Mr Redmond had lent £40,000 jointly to a turf accountant, Mr Malachy Skelly, and a publican, Mr Jim Kennedy, early that year. Later the same year he lent Mr Kennedy £70,000.
For a few years following that, Mr Redmond collected interest payments in cash every week from Mr Kennedy's gaming arcade in Westmoreland Street in Dublin city centre. However, Mr Kennedy became "incommunicado" in the mid-1980s, according to Mr Redmond.
Mr Skelly, with whom Mr Kennedy had been in "acrimonious litigation" in the meantime, called to Mr Redmond's home eventually and gave him £10,000 in cash, believing it to be his share of the outstanding debt.
However, Mr Kennedy never repaid any of the outstanding capital on either loan. Mr Redmond said neither of the loans was subject to a written agreement or a formal schedule of repayments.
Mr Kennedy at that time owned gaming premises in Westmoreland Street and was looking for other premises with licences. He found one in Clondalkin, and Mr Redmond said he believed that was the reason Mr Kennedy needed the loan. On Friday he denied the loan was an investment in a stud farm in Lucan which more than doubled in value after it was rezoned in the early 1980s.

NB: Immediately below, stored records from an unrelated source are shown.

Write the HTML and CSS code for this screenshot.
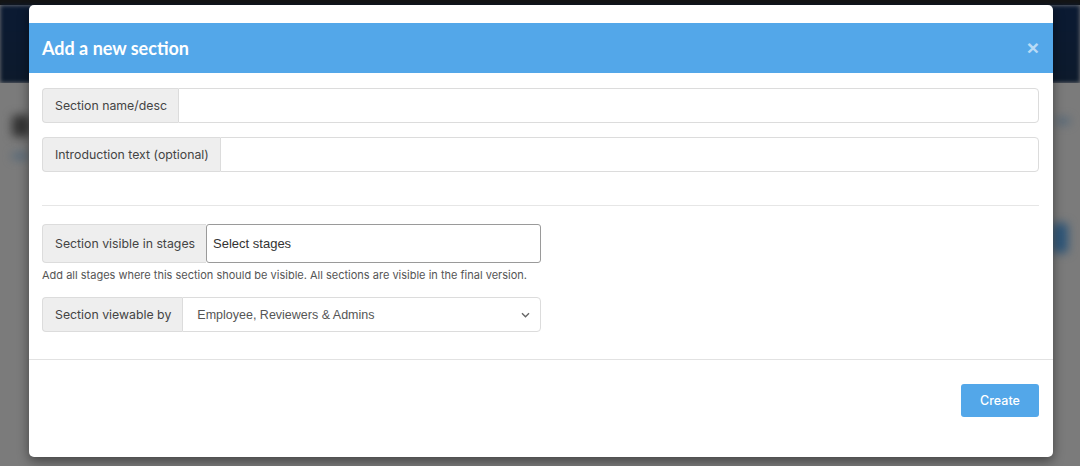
FILE: index.html
```html
<!DOCTYPE html>
<html lang="en">
<head>
<meta charset="utf-8">
<title>Add a new section</title>
<link rel="stylesheet" href="styles.css">
</head>
<body>
<div class="backdrop">
  <div class="bd-top"></div>
  <div class="bd-nav"></div>
  <div class="bd-content">
    <div class="blob b1"></div>
    <div class="blob b2"></div>
    <div class="blob b3"></div>
    <div class="blob b4"></div>
  </div>
</div>

<div class="modal">
  <div class="modal-header">
    <h4 class="modal-title">Add a new section</h4>
    <span class="close">&times;</span>
  </div>
  <div class="modal-body">
    <div class="input-group">
      <span class="addon">Section name/desc</span>
      <span class="field"></span>
    </div>
    <div class="input-group">
      <span class="addon">Introduction text (optional)</span>
      <span class="field"></span>
    </div>
    <hr class="divider">
    <div class="input-group narrow tall">
      <span class="addon">Section visible in stages</span>
      <span class="field multi">Select stages</span>
    </div>
    <p class="help">Add all stages where this section should be visible. All sections are visible in the final version.</p>
    <div class="input-group narrow">
      <span class="addon">Section viewable by</span>
      <span class="field select">Employee, Reviewers &amp; Admins
        <svg class="chev" width="9" height="6" viewBox="0 0 9 6"><path d="M1 1.2 L4.5 4.7 L8 1.2" fill="none" stroke="#666" stroke-width="1.4"/></svg>
      </span>
    </div>
  </div>
  <div class="modal-footer">
    <button class="btn">Create</button>
  </div>
</div>
</body>
</html>
```

FILE: styles.css
```css
html, body {
  margin: 0;
  padding: 0;
  height: 100%;
  overflow: hidden;
}
body {
  font-family: "Inter", "Lato", sans-serif;
  color: #444;
  background: #7c7c7c;
}
.backdrop {
  display: flex;
  flex-direction: column;
  height: 466px;
}
.bd-top {
  height: 5px;
  background: #141515;
}
.bd-nav {
  height: 78px;
  background: linear-gradient(#0b1a33, #0d1a2c);
  filter: blur(2px);
}
.bd-content {
  flex: 1;
  position: relative;
  background: #7b7b7b;
}
.blob {
  position: absolute;
  filter: blur(5px);
  border-radius: 4px;
}
.b1 { left: 12px; top: 32px; width: 18px; height: 22px; background: #333; }
.b2 { left: 12px; top: 70px; width: 16px; height: 6px; background: #4d6478; }
.b3 { left: 1052px; top: 140px; width: 16px; height: 30px; background: #2d5578; }
.b4 { left: 1056px; top: 35px; width: 14px; height: 6px; background: #4d6478; }
.modal {
  position: absolute;
  left: 29px;
  top: 5px;
  width: 1024px;
  height: 452px;
  background: #fff;
  border-radius: 5px;
  box-shadow: 0 4px 12px rgba(0,0,0,0.45);
  box-sizing: border-box;
  padding-top: 18px;
  display: flex;
  flex-direction: column;
}
.modal-header {
  height: 50px;
  background: #53a7e9;
  display: flex;
  align-items: center;
  justify-content: space-between;
  padding: 0 14px 0 13px;
}
.modal-title {
  margin: 0;
  color: #fff;
  font-family: "Lato", sans-serif;
  font-size: 18px;
  font-weight: 700;
  letter-spacing: 0;
}
.close {
  color: rgba(255,255,255,0.6);
  font-family: "Liberation Sans", sans-serif;
  font-size: 21px;
  font-weight: 700;
  line-height: 1;
  margin-top: -2px;
}
.modal-body {
  padding: 15px 14px 0 13px;
  display: flex;
  flex-direction: column;
  height: 287px;
  box-sizing: border-box;
  border-bottom: 1px solid #e2e2e2;
}
.input-group {
  display: flex;
  height: 35px;
  margin-bottom: 14px;
  font-size: 12.3px;
}
.input-group.narrow {
  width: 499px;
}
.input-group.tall {
  height: 39px;
  margin-bottom: 0;
}
.addon {
  display: flex;
  align-items: center;
  padding: 0 11px 0 12px;
  background: #eeeeee;
  border: 1px solid #dcdcdc;
  border-right: none;
  border-radius: 4px 0 0 4px;
  color: #444;
  white-space: nowrap;
}
.field {
  flex: 1;
  display: flex;
  align-items: center;
  border: 1px solid #dcdcdc;
  border-radius: 0 4px 4px 0;
  background: #fff;
}
.field.multi {
  border: 1px solid #9a9a9a;
  border-radius: 3px;
  align-items: flex-start;
  padding: 11px 0 0 6px;
  font-family: "Liberation Sans", sans-serif;
  font-size: 13px;
  color: #333;
}
.field.select {
  padding: 0 10px 0 14px;
  font-family: "Liberation Sans", sans-serif;
  font-size: 12.5px;
  color: #555;
  justify-content: space-between;
}
.divider {
  border: 0;
  border-top: 1px solid #e6e6e6;
  margin: 19px 0 18px;
}
.help {
  margin: 5px 0 15px;
  font-size: 11px;
  line-height: 14px;
  color: #555;
}
.modal-footer {
  display: flex;
  justify-content: flex-end;
  padding: 24px 14px 0 13px;
}
.btn {
  width: 78px;
  height: 33px;
  border: none;
  border-radius: 3px;
  background: #53a7e9;
  color: #fff;
  font-family: "Inter", sans-serif;
  font-size: 12.5px;
  font-weight: 500;
}
```
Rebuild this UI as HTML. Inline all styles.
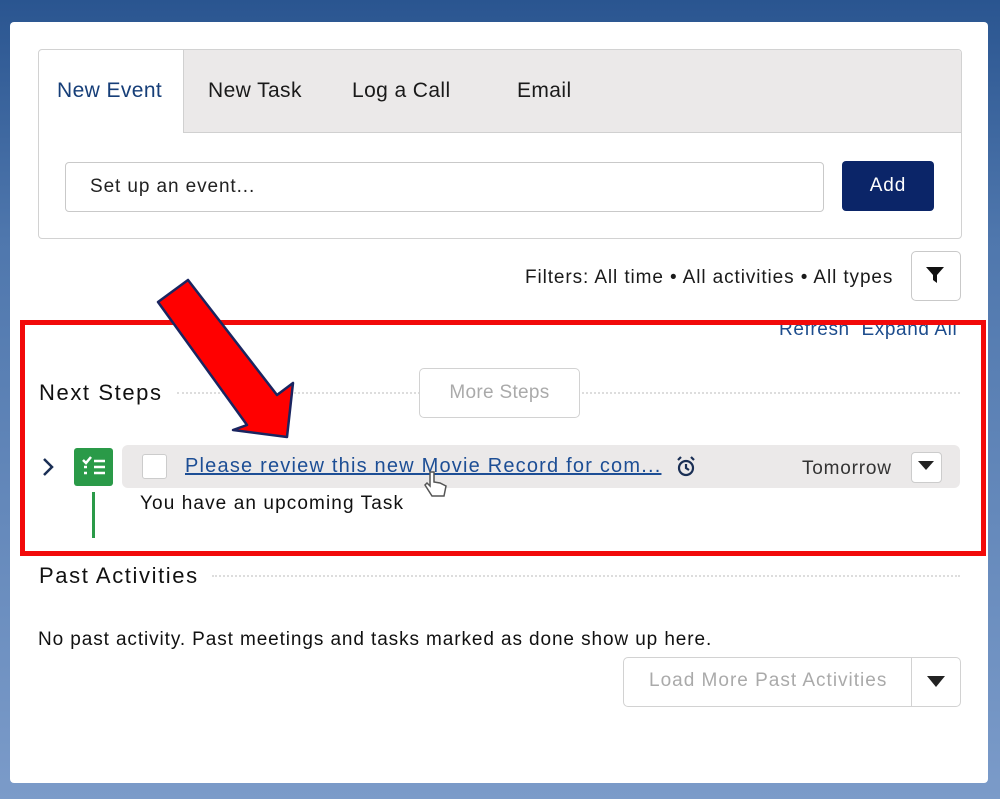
<!DOCTYPE html>
<html><head><style>
body{margin:0;width:1000px;height:799px;overflow:hidden;background:linear-gradient(#2a5590 0%,#4f77ad 30%,#7b9bc9 100%);font-family:"Liberation Sans",sans-serif;position:relative;letter-spacing:0.9px}
.a{position:absolute;white-space:nowrap}
.card{left:10px;top:22px;width:978px;height:761px;background:#fff;border-radius:4px}
.t{font-size:21px;color:#1a1a1a;letter-spacing:0.4px}
</style></head><body>
<div class="a card"></div>
<div class="a" style="left:38px;top:49px;width:922px;height:188px;border:1px solid #d2d2d2;border-radius:4px;background:#fff"></div>
<div class="a" style="left:183px;top:50px;width:777px;height:82px;background:#ebe9e9;border-bottom:1px solid #d0d0d0;border-left:1px solid #d0d0d0;border-radius:0 4px 0 0"></div>
<div class="a t" style="left:57px;top:79px;color:#163e78">New Event</div>
<div class="a t" style="left:208px;top:79px">New Task</div>
<div class="a t" style="left:352px;top:79px">Log a Call</div>
<div class="a t" style="left:517px;top:79px">Email</div>
<div class="a" style="left:65px;top:162px;width:757px;height:48px;border:1px solid #c9c9c9;border-radius:4px"></div>
<div class="a" style="left:90px;top:176px;font-size:19px;color:#222">Set up an event...</div>
<div class="a" style="left:842px;top:161px;width:92px;height:50px;background:#0b2568;border-radius:4px;color:#fff;font-size:19px;text-align:center;line-height:50px">Add</div>
<div class="a" style="left:525px;top:267px;font-size:19px;color:#1a1a1a">Filters: All time • All activities • All types</div>
<div class="a" style="left:911px;top:251px;width:48px;height:48px;border:1px solid #c9c9c9;border-radius:5px"></div>
<svg class="a" style="left:925px;top:265px" width="20" height="20"><path d="M1 2H19L12 10V18L8 15V10Z" fill="#111"/></svg>
<div class="a" style="left:779px;top:319px;font-size:19px;color:#1d4c8c;letter-spacing:0.6px">Refresh&nbsp; Expand All</div>
<div class="a" style="left:20px;top:320px;width:956px;height:226px;border:5px solid #f20a0a"></div>
<div class="a" style="left:39px;top:380px;font-size:22px;color:#111;letter-spacing:1.6px">Next Steps</div>
<div class="a" style="left:177px;top:392px;width:783px;border-top:2px dotted #ddd"></div>
<div class="a" style="left:419px;top:368px;width:159px;height:48px;border:1px solid #d2d2d2;border-radius:5px;background:#fff;color:#aaa;font-size:19px;text-align:center;line-height:48px;letter-spacing:0.3px">More Steps</div>
<div class="a" style="left:122px;top:445px;width:838px;height:43px;background:#ebe9e9;border-radius:6px"></div>
<svg class="a" style="left:40px;top:456px" width="16" height="22"><path d="M4 3L12 11L4 19" stroke="#1a2f55" stroke-width="2.5" fill="none"/></svg>
<div class="a" style="left:74px;top:448px;width:39px;height:38px;background:#2a9a48;border-radius:3px"></div>
<svg class="a" style="left:80px;top:454px" width="28" height="26" stroke="#fff" stroke-width="2.5" fill="none"><path d="M3 6L6 9L11 3"/><path d="M14 7H25M14 13H25M14 19H25M4 13H7M4 19H7"/></svg>
<div class="a" style="left:92px;top:492px;width:3px;height:46px;background:#2a9a48"></div>
<div class="a" style="left:142px;top:454px;width:23px;height:23px;border:1px solid #ccc;border-radius:3px;background:#fff"></div>
<div class="a" style="left:185px;top:455px;font-size:20px;color:#1d4e95;text-decoration:underline;letter-spacing:1.2px">Please review this new Movie Record for com...</div>
<svg class="a" style="left:675px;top:455px" width="22" height="24" stroke="#1a2f55" stroke-width="2.2" fill="none"><circle cx="11" cy="13" r="7"/><path d="M11 9V13L14 15M3 5L6 2M19 5L16 2"/></svg>
<div class="a" style="left:802px;top:458px;font-size:19px;color:#333;letter-spacing:0.8px">Tomorrow</div>
<div class="a" style="left:911px;top:452px;width:29px;height:29px;border:1px solid #ccc;border-radius:4px;background:#fff"></div>
<svg class="a" style="left:917px;top:460px" width="18" height="12"><path d="M1 1H17L9 10Z" fill="#222"/></svg>
<div class="a" style="left:140px;top:493px;font-size:19px;color:#111;letter-spacing:1.1px">You have an upcoming Task</div>
<svg class="a" style="left:422px;top:470px" width="28" height="30"><path d="M8 2V16L5 13L3 15L10 26H22L24 16L18 13L12 12V2Z" fill="#fff" stroke="#555" stroke-width="1.5"/></svg>
<svg class="a" style="left:0;top:0" width="1000" height="799"><path d="M158 302L188 280L277 395L293 383L287 437L233 430L247 425Z" fill="#f00" stroke="#1a2560" stroke-width="2.5" stroke-linejoin="round"/></svg>
<div class="a" style="left:39px;top:563px;font-size:22px;color:#111;letter-spacing:1.6px">Past Activities</div>
<div class="a" style="left:212px;top:575px;width:748px;border-top:2px dotted #ddd"></div>
<div class="a" style="left:38px;top:629px;font-size:19px;color:#111">No past activity. Past meetings and tasks marked as done show up here.</div>
<div class="a" style="left:623px;top:657px;width:336px;height:48px;border:1px solid #d2d2d2;border-radius:5px"></div>
<div class="a" style="left:911px;top:658px;height:48px;border-left:1px solid #d2d2d2"></div>
<div class="a" style="left:649px;top:670px;font-size:19px;color:#aaa;letter-spacing:1px">Load More Past Activities</div>
<svg class="a" style="left:926px;top:675px" width="20" height="14"><path d="M1 1H19L10 12Z" fill="#222"/></svg>
</body></html>
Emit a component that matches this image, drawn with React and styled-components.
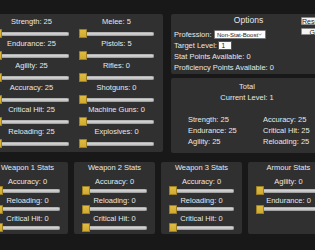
import React from 'react';
import styled, { createGlobalStyle } from 'styled-components';

const Global = createGlobalStyle`
  * { box-sizing: border-box; }
  html, body {
    margin: 0;
    padding: 0;
    width: 315px;
    height: 250px;
    overflow: hidden;
    background: #181818;
  }
  body {
    font-family: "Liberation Sans", Arial, sans-serif;
    color: #e8e8e8;
  }
`;

const Screen = styled.div`
  width: 345px;
  margin-left: -13px;
  padding-top: 14px;
  display: flex;
  flex-direction: column;
  gap: 9px;
`;

const TopRow = styled.div`
  display: flex;
  align-items: flex-start;
  gap: 8px;
`;

const Panel = styled.div`
  background: #303030;
  border-radius: 2px;
`;

const StatsPanel = styled(Panel)`
  width: 176px;
  height: 138px;
  padding: 4px 9px 0 7px;
  display: grid;
  grid-template-columns: 75px 75px;
  column-gap: 10px;
  row-gap: 2px;
  align-content: start;
`;

const Field = styled.div`
  display: flex;
  flex-direction: column;
  gap: ${(p) => p.$gap}px;
`;

const Label = styled.div`
  font-size: 7.5px;
  line-height: 8px;
  height: 8px;
  text-align: center;
  white-space: nowrap;
`;

const SliderRoot = styled.div`
  position: relative;
  height: 9px;
  display: flex;
  align-items: center;
`;

const Track = styled.div`
  flex: 1;
  height: 4px;
  margin-left: 2px;
  border-radius: 2px;
  background: linear-gradient(#e2e2e2, #b4b4b4);
  box-shadow: inset 0 0 0 0.5px #8c8c8c;
`;

const Handle = styled.div`
  position: absolute;
  top: 0;
  width: 8px;
  height: 9px;
  border-radius: 1.5px;
  background: linear-gradient(#e2be44, #cfa82e);
  box-shadow: inset 0 0 0 1px #9b7f21;
`;

function Slider({ value = 0, min = 0, max = 100 }) {
  const pct = (value - min) / (max - min);
  return (
    <SliderRoot>
      <Track />
      <Handle style={{ left: `calc(${pct} * (100% - 8px))` }} />
    </SliderRoot>
  );
}

const RightColumn = styled.div`
  width: 152px;
  display: flex;
  flex-direction: column;
  gap: 4px;
`;

const OptionsPanel = styled(Panel)`
  position: relative;
  height: 60px;
  padding: 1px 0 0 3px;
`;

const OptionsTitle = styled.div`
  font-size: 8.5px;
  line-height: 11px;
  text-align: center;
  margin-bottom: 3px;
`;

const Line = styled.div`
  font-size: 7.5px;
  line-height: 11px;
  height: 11px;
  white-space: nowrap;
  display: flex;
  align-items: center;
  gap: ${(p) => p.$gap || 0}px;
`;

const Select = styled.div`
  width: 52px;
  height: 9px;
  background: #fdfdfd;
  border: 0.5px solid #7a7a7a;
  border-radius: 1px;
  color: #222;
  font-size: 6px;
  line-height: 8px;
  padding-left: 2px;
  display: flex;
  align-items: center;
  justify-content: space-between;
  padding-right: 3px;
`;

const Input = styled.div`
  width: 14px;
  height: 9px;
  background: #fdfdfd;
  border: 0.5px solid #555;
  color: #111;
  font-size: 6.5px;
  line-height: 8px;
  padding-left: 2px;
`;

const ButtonStack = styled.div`
  position: absolute;
  top: 3px;
  left: 130px;
  display: flex;
  flex-direction: column;
  align-items: flex-start;
  gap: 3px;
`;

const Button = styled.div`
  width: ${(p) => p.$w}px;
  height: 7.5px;
  background: #f4f4f4;
  border: 0.5px solid #8a8a8a;
  border-radius: 1px;
  color: #222;
  font-size: 7px;
  line-height: 7px;
  text-align: center;
  white-space: nowrap;
`;

const TotalPanel = styled(Panel)`
  height: 75px;
  padding-top: 3px;
`;

const Centered = styled.div`
  font-size: 7.5px;
  line-height: 11px;
  text-align: center;
`;

const TotalGrid = styled.div`
  margin-top: 11px;
  padding-left: 17px;
  display: grid;
  grid-template-columns: 75px auto;
  font-size: 7.5px;
  line-height: 11px;
  white-space: nowrap;
`;

const BottomRow = styled.div`
  display: flex;
  gap: 6px;
`;

const SmallPanel = styled(Panel)`
  flex: 0 0 81px;
  height: 72px;
  padding: 1px 8px 0;
`;

const SmallTitle = styled.div`
  font-size: 7.5px;
  line-height: 9px;
  text-align: center;
  white-space: nowrap;
  margin-bottom: 6px;
`;

const SmallFields = styled.div`
  display: flex;
  flex-direction: column;
  gap: 1.5px;
`;

const mainRows = [
  ['Strength: 25', 'Melee: 5'],
  ['Endurance: 25', 'Pistols: 5'],
  ['Agility: 25', 'Rifles: 0'],
  ['Accuracy: 25', 'Shotguns: 0'],
  ['Critical Hit: 25', 'Machine Guns: 0'],
  ['Reloading: 25', 'Explosives: 0'],
];

const bottomPanels = [
  { title: 'Weapon 1 Stats', fields: ['Accuracy: 0', 'Reloading: 0', 'Critical Hit: 0'] },
  { title: 'Weapon 2 Stats', fields: ['Accuracy: 0', 'Reloading: 0', 'Critical Hit: 0'] },
  { title: 'Weapon 3 Stats', fields: ['Accuracy: 0', 'Reloading: 0', 'Critical Hit: 0'] },
  { title: 'Armour Stats', fields: ['Agility: 0', 'Endurance: 0'] },
];

const totals = [
  ['Strength: 25', 'Accuracy: 25'],
  ['Endurance: 25', 'Critical Hit: 25'],
  ['Agility: 25', 'Reloading: 25'],
];

export default function App() {
  return (
    <>
      <Global />
      <Screen>
        <TopRow>
          <StatsPanel>
            {mainRows.flat().map((label) => (
              <Field key={label} $gap={3}>
                <Label>{label}</Label>
                <Slider value={0} />
              </Field>
            ))}
          </StatsPanel>
          <RightColumn>
            <OptionsPanel>
              <OptionsTitle>Options</OptionsTitle>
              <Line $gap={2.5}>
                <span>Profession:</span>
                <Select>
                  <span>Non-Stat-Boost</span>
                  <svg width="4" height="3" viewBox="0 0 4 3">
                    <path d="M0.4 0.6 L2 2.2 L3.6 0.6" fill="none" stroke="#666" strokeWidth="0.6" />
                  </svg>
                </Select>
              </Line>
              <Line $gap={1.5}>
                <span>Target Level:</span>
                <Input>1</Input>
              </Line>
              <Line>Stat Points Available: 0</Line>
              <Line>Proficiency Points Available: 0</Line>
              <ButtonStack>
                <Button $w={20}>Reset</Button>
                <Button $w={46}>Generate</Button>
              </ButtonStack>
            </OptionsPanel>
            <TotalPanel>
              <Centered>Total</Centered>
              <Centered>Current Level: 1</Centered>
              <TotalGrid>
                {totals.flat().map((t) => (
                  <div key={t}>{t}</div>
                ))}
              </TotalGrid>
            </TotalPanel>
          </RightColumn>
        </TopRow>
        <BottomRow>
          {bottomPanels.map((p) => (
            <SmallPanel key={p.title}>
              <SmallTitle>{p.title}</SmallTitle>
              <SmallFields>
                {p.fields.map((f) => (
                  <Field key={f} $gap={0}>
                    <Label>{f}</Label>
                    <Slider value={0} />
                  </Field>
                ))}
              </SmallFields>
            </SmallPanel>
          ))}
        </BottomRow>
      </Screen>
    </>
  );
}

Mr Redmond acknowledged the loan arrangement was unusual. "I was dependent on him [Mr Kennedy], there's no question about that. Looking back, it seems an extraordinary thing to do, but he was very congenial, very persuasive." He felt sure Mr Skelly wouldn't dishonour a loan as he was "a bookmaker of national repute".
Mr Redmond said it was originally his idea to lend Mr Skelly and Mr Kennedy money. "I heard them discussing money and I volunteered," he said.
Mr Justice Flood said he found it difficult to believe Mr Redmond placed such trust in "a bookie and a gaming-house keeper". He also doubted that Mr Redmond would not remember the details of the transaction.
"Are you seriously asking me to believe . . . you do not recollect the rate of interest?"
Mr Redmond replied that he was "more than anxious to be helpful". However, all he could say about the interest rate was that it was "in the region of 15 per cent" and was "generous".